Jan 02, 2019, 02:52 PM | Updated 02:52 PM IST


An Amazon warehouse in Leipzig, Germany.  (Jens Schlueter/Getty Images) 
An Amazon warehouse in Leipzig, Germany.  (Jens Schlueter/Getty Images) 
  • Intellectual property laws ensured that developed world maintained its technological head start over the rest of the world. Data protection laws may be used to similar effect.
  • Technology has always been a powerful tool of colonisation. During its occupation of the Indian subcontinent, the British knew that Indian textile craftsmen could produce fabric of quality so superlative that it was simply impossible for the mills in Manchester to replicate them. In order to secure a commercial advantage, the British destroyed centuries-old handloom tradition, reducing the world’s leading producer of fine fabric to a mere supplier of raw materials.

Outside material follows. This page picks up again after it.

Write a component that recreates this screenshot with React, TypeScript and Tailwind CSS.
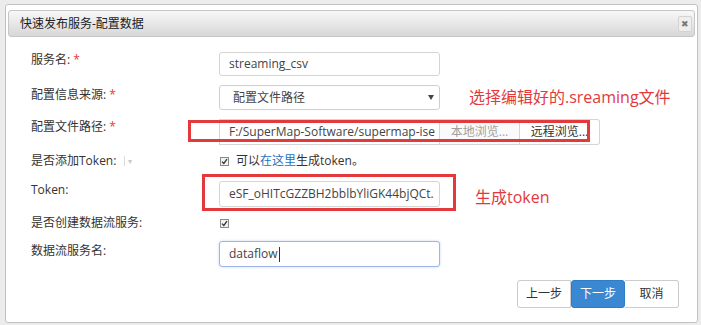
import React from 'react';

const FONT = { fontFamily: '"Open Sans", "Noto Sans CJK SC", sans-serif' };

function Label({ children, required, pt }: { children: React.ReactNode; required?: boolean; pt: string }) {
  return (
    <div className={'w-[211px] shrink-0 pl-[23px] text-[12px] leading-[14px] text-[#333] ' + pt}>
      {children}
      {required && <span className="text-[#e4393c]"> *</span>}
    </div>
  );
}

function TextBox({ value, focused, h }: { value: string; focused?: boolean; h: string }) {
  return (
    <div
      className={
        'flex w-[221px] items-center overflow-hidden whitespace-nowrap rounded-[3px] border bg-white px-[9px] text-[12px] text-[#444] ' +
        h +
        (focused ? ' border-[#9cb4ea] shadow-[0_0_3px_#c9d8f6]' : ' border-[#d5d5d5]')
      }
    >
      <span>{value}</span>
      {focused && <span className="ml-px h-[15px] w-px shrink-0 bg-[#333]" />}
    </div>
  );
}

function Check() {
  return (
    <span className="flex h-[9px] w-[9px] items-center justify-center border border-[#8a8a8a] bg-[#f1f1f1]">
      <svg width="7" height="7" viewBox="0 0 7 7">
        <path d="M1 3.6 L2.8 5.4 L6 1.2" fill="none" stroke="#333" strokeWidth="1.3" />
      </svg>
    </span>
  );
}

export default function App() {
  return (
    <div className="h-[325px] w-[701px] overflow-hidden bg-[#ececec] pl-[5px] pt-[4px]" style={FONT}>
      <div className="flex h-[319px] w-[693px] flex-col rounded-[3px] border border-[#c2c2c2] bg-white px-[2px] pt-[5px]">
        {/* title bar */}
        <div className="flex h-[27px] shrink-0 items-center justify-between rounded-[3px] border border-[#c6c6c6] bg-gradient-to-b from-[#f8f8f8] to-[#d7d7d7] pl-[11px] pr-[2px]">
          <span className="text-[12px] text-[#222]">快速发布服务-配置数据</span>
          <span className="flex h-[16px] w-[14px] items-center justify-center rounded-[2px] border border-[#d3d3d3] bg-[#eeeeee] text-[9px] leading-none text-[#777]">
            ✖
          </span>
        </div>

        <div className="flex flex-col">
          {/* 服务名 */}
          <div className="mt-[15px] flex h-[24px] items-start">
            <Label required pt="pt-[1px]">服务名:</Label>
            <TextBox value="streaming_csv" h="h-[24px]" />
          </div>

          {/* 配置信息来源 */}
          <div className="mt-[9px] flex h-[25px] items-start">
            <Label required pt="pt-[3px]">配置信息来源:</Label>
            <div className="flex h-[25px] w-[221px] items-center justify-between rounded-[3px] border border-[#cfcfcf] bg-white pl-[13px] pr-[5px] text-[12px] text-[#444]">
              <span>配置文件路径</span>
              <svg width="6" height="5" viewBox="0 0 6 5">
                <path d="M0 0 H6 L3 5 Z" fill="#444" />
              </svg>
            </div>
            <span className="ml-[29px] mt-[2px] whitespace-nowrap text-[16px] leading-[20px] text-[#e4393c]">
              选择编辑好的.sreaming文件
            </span>
          </div>

          {/* 配置文件路径 */}
          <div className="relative mt-[9px] flex h-[26px] items-start">
            <Label required pt="pt-[1px]">配置文件路径:</Label>
            <div className="flex h-[26px] items-stretch">
              <div className="flex w-[221px] items-center overflow-hidden whitespace-nowrap border border-[#d5d5d5] px-[9px] text-[12px] text-[#444]">
                <span>F:/SuperMap-Software/supermap-ise</span>
              </div>
              <div className="flex w-[80px] items-center justify-center border border-l-0 border-[#d5d5d5] bg-[#fafafa] text-[12px] text-[#a0a0a0]">
                本地浏览...
              </div>
              <div className="flex w-[80px] items-center justify-center rounded-r-[3px] border border-l-0 border-[#d5d5d5] bg-white text-[12px] text-[#333]">
                远程浏览...
              </div>
            </div>
            <div className="absolute left-[180px] top-[1px] h-[22px] w-[402px] border-[3px] border-[#e4393c]" />
          </div>

          {/* 是否添加Token */}
          <div className="mt-[8px] flex h-[16px] items-center">
            <div className="flex w-[211px] shrink-0 items-center pl-[23px] text-[12px] text-[#333]">
              是否添加Token:
              <span className="ml-[8px] flex items-center gap-[3px] text-[#c8c8c8]">
                <span className="h-[10px] w-px bg-[#dcdcdc]" />
                <span className="text-[8px] leading-none">▾</span>
              </span>
            </div>
            <div className="ml-px flex items-center gap-[7px] text-[12px] text-[#333]">
              <Check />
              <span>
                可以<span className="text-[#1e6fc1]">在这里</span>生成token。
              </span>
            </div>
          </div>

          {/* Token */}
          <div className="relative mt-[12px] flex h-[26px] items-start">
            <Label pt="pt-[2px]">Token:</Label>
            <TextBox value="eSF_oHITcGZZBH2bblbYliGK44bjQCt." h="h-[26px]" />
            <span className="ml-[35px] mt-[6px] whitespace-nowrap text-[16px] leading-[20px] text-[#e4393c]">
              生成token
            </span>
            <div className="absolute left-[194px] top-[-7px] h-[37px] w-[254px] border-[3px] border-[#e4393c]" />
          </div>

          {/* 是否创建数据流服务 */}
          <div className="mt-[8px] flex h-[16px] items-center">
            <Label pt="pt-0">是否创建数据流服务:</Label>
            <div className="ml-px flex items-center">
              <Check />
            </div>
          </div>

          {/* 数据流服务名 */}
          <div className="mt-[10px] flex h-[26px] items-start">
            <Label pt="pt-[3px]">数据流服务名:</Label>
            <TextBox value="dataflow" focused h="h-[26px]" />
          </div>

          {/* buttons */}
          <div className="mt-[13px] flex justify-end pr-[16px]">
            <div className="flex h-[28px] text-[12px]">
              <span className="flex w-[54px] items-center justify-center rounded-l-[3px] border border-[#cccccc] bg-white text-[#333]">
                上一步
              </span>
              <span className="flex w-[54px] items-center justify-center rounded-[3px] border border-[#2f7dc4] bg-[#3a88d2] text-white">
                下一步
              </span>
              <span className="flex w-[54px] items-center justify-center rounded-r-[3px] border border-l-0 border-[#cccccc] bg-white text-[#333]">
                取消
              </span>
            </div>
          </div>
        </div>
      </div>
    </div>
  );
}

    You can also read this article in Hindi- वास्तविकता में उपनिवेशवाद 2.0- डाटा संरक्षण कानून

    But this was not the only weapon that the colonial elite used. At the same time that the British destroyed technologies that challenged their dominance, they rolled out rules and regulations throughout their domain that ensured their continued control over technologies they had introduced into the territories. Foremost among these were intellectual property laws.

    The notion that products of the mind can be tradable commodities is a uniquely European concept that was unknown to the world before the early 1700s. Despite that, thanks to the breadth of the British Empire, this idea spread to every nook and cranny of the modern world in just two centuries.

    The primary objective of the colonial administration was to safeguard its commercial interests. Widespread diffusion of technologies like the printing press was a threat to their dominion. To address this concern they used various statutory devices to extend their control. Early copyright laws stated that literary works would not receive statutory protection unless they were first published in the United Kingdom and copies delivered to public libraries within a month of publication.

    It was impossible for publishers in the far-flung outposts of the British Empire to comply with this stipulation, and so authors in the colonies ended up with no rights over their works. This was why book markets, during colonial times, were exclusively controlled by European publishers — so much so that long after Independence, those companies continued to dominate book production in developing countries.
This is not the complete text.